En la mitología anglosajona, la banshee es como un espíritu de los bosques que suelta un chillido demencial y desgarrador, para anunciar que tus días están contados. Lo de la californiana Diamanda Galás, cantante de varios orígenes y venenos, rebasó ese propósito desde un comienzo.
La suya era una voz salvaje que brotaba como si nuestro cuerpo fuera la peor prisión, con todas sus ataduras de los sexos, las culturas, las religiones o las nacionalidades. Una voz loca, fuera de su camisa de carne de fuerza, al encuentro de otros encarcelados: unos oyentes que sobre todo debían ser valientes, o estar un punto desesperados, para abrir un túnel dentro de ellos hasta responder con algo, aunque solo fuera la atención debida, a la cantante.
Realmente, los discos de Diamanda Galás no son tanto una llamada fúnebre sino una voz que se te mete en la cabeza, algo insidioso y calamitoso. Hasta que al final sientes que esos sonidos repetidos son los de tus puños contra las puertas del infierno, rogando por favor que te abran paso. Si hablamos de género musical, antes que rock, aunque a Galás se le vincule con la electricidad, habría que decir que lo suyo está más cerca de la glosolalia (con algún fondo industrial). Más que cantar, lo que hace Galás es inventarse un lenguaje, o tirar de lenguas muertas, para estremecernos con las posibilidades de la voz humana.

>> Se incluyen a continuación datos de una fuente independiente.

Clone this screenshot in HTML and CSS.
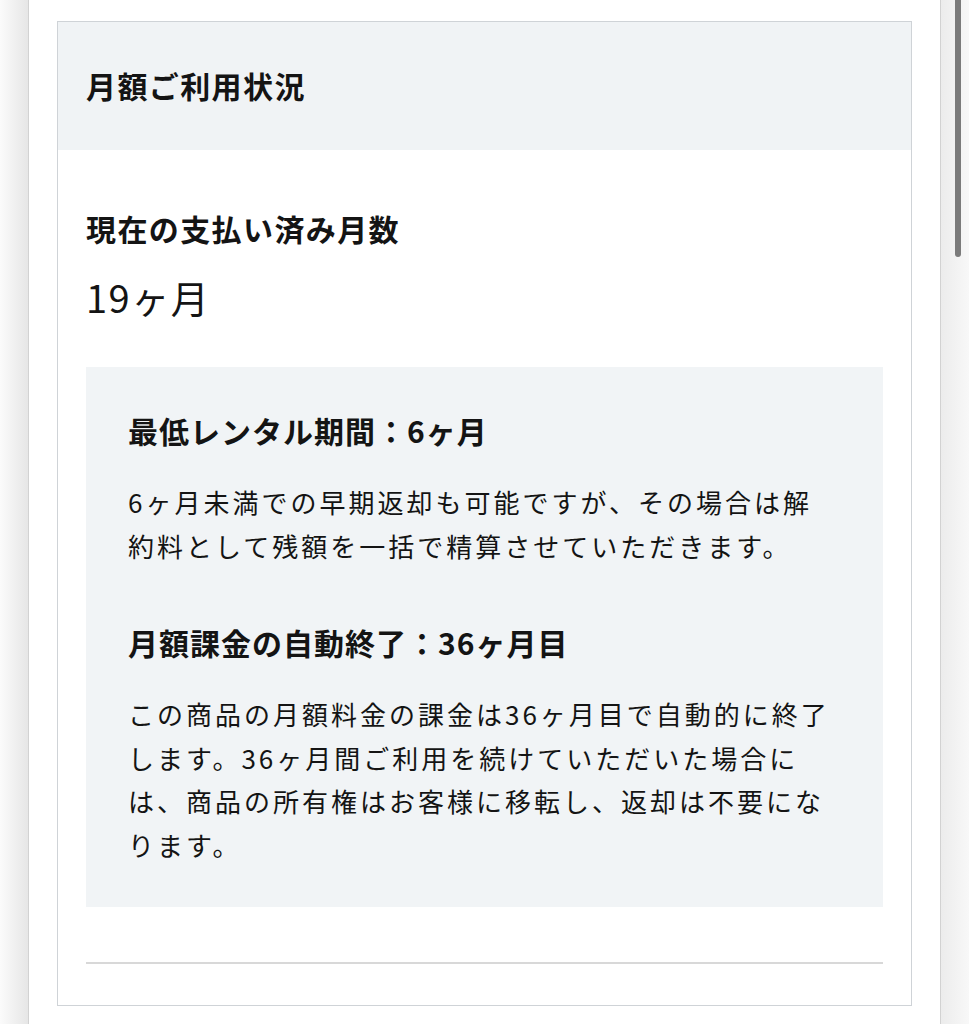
FILE: index.html
```html
<!DOCTYPE html>
<html lang="ja">
<head>
  <meta charset="utf-8">
  <title>月額ご利用状況</title>
  <link rel="stylesheet" href="styles.css">
</head>
<body>
  <div class="side side-left"></div>

  <main class="main">
    <section class="card">
      <h1 class="card-title">月額ご利用状況</h1>

      <div class="card-body">
        <h2 class="label">現在の支払い済み月数</h2>
        <p class="count">19ヶ月</p>

        <div class="notice">
          <h3 class="notice-title">最低レンタル期間：6ヶ月</h3>
          <p class="notice-text">6ヶ月未満での早期返却も可能ですが、その場合は解約料として残額を一括で精算させていただきます。</p>

          <h3 class="notice-title notice-title-next">月額課金の自動終了：36ヶ月目</h3>
          <p class="notice-text">この商品の月額料金の課金は36ヶ月目で自動的に終了します。36ヶ月間ご利用を続けていただいた場合には、商品の所有権はお客様に移転し、返却は不要になります。</p>
        </div>

        <hr class="divider">
      </div>
    </section>
  </main>

  <div class="side side-right">
    <div class="scroll-thumb"></div>
  </div>
</body>
</html>
```

FILE: styles.css
```css
html, body {
  margin: 0;
  height: 100%;
}

body {
  display: flex;
  overflow: hidden;
  background: #fff;
  color: #141414;
  font-family: "Noto Sans CJK JP", "Noto Sans", sans-serif;
}

/* grey panels at either edge */
.side {
  width: 28px;
  flex-shrink: 0;
}

.side-left {
  background: linear-gradient(to right, #fbfbfb, #e6e6e6);
  border-right: 1px solid #d2d2d2;
}

.side-right {
  position: relative;
  width: 28px;
  background: linear-gradient(to right, #ececec, #f8f8f8);
  border-left: 1px solid #d2d2d2;
}

.scroll-thumb {
  position: absolute;
  top: 0;
  right: 8px;
  width: 6px;
  height: 257px;
  border-radius: 0 0 3px 3px;
  background: #7b7b7b;
}

.main {
  flex: 1;
  padding: 21px 28px 0;
}

.card {
  border: 1px solid #cfd3d7;
  background: #fff;
}

.card-title {
  margin: 0;
  padding: 0 28px;
  height: 128px;
  line-height: 126px;
  background: #f0f3f5;
  font-size: 30px;
  font-weight: 700;
  letter-spacing: 1.4px;
}

.card-body {
  padding: 0 28px 41px;
}

.label {
  margin: 56px 0 0;
  font-size: 30px;
  line-height: 44px;
  font-weight: 700;
  letter-spacing: 1.4px;
}

.count {
  margin: 22px 0 0;
  font-size: 38px;
  line-height: 50px;
  letter-spacing: 1.5px;
}

.notice {
  margin-top: 45px;
  padding: 41px 48px 41px 42px;
  background: #f1f4f6;
}

.notice-title {
  margin: 0;
  font-size: 30px;
  line-height: 44px;
  font-weight: 700;
  letter-spacing: 1px;
}

.notice-title-next {
  margin-top: 53px;
}

.notice-text {
  margin: 28px 0 0;
  font-size: 26px;
  line-height: 43.5px;
  letter-spacing: 3px;
}

.divider {
  margin: 55px 0 0;
  border: 0;
  border-top: 2px solid #d8d8d8;
}
```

Las pretensiones de Diamanda Galás, aunque feístas e iconoclastas, tienen también su trasfondo humanitario a pesar de todo: su intimidante torre de Babilonia, con la fuerza de sus ejecuciones vocales, no tiene viso alguno de derrumbarse, y esto hace que no se extinga la esperanza de comprender algo cuando escuchamos una música que inspira más miedo que un castigo divino.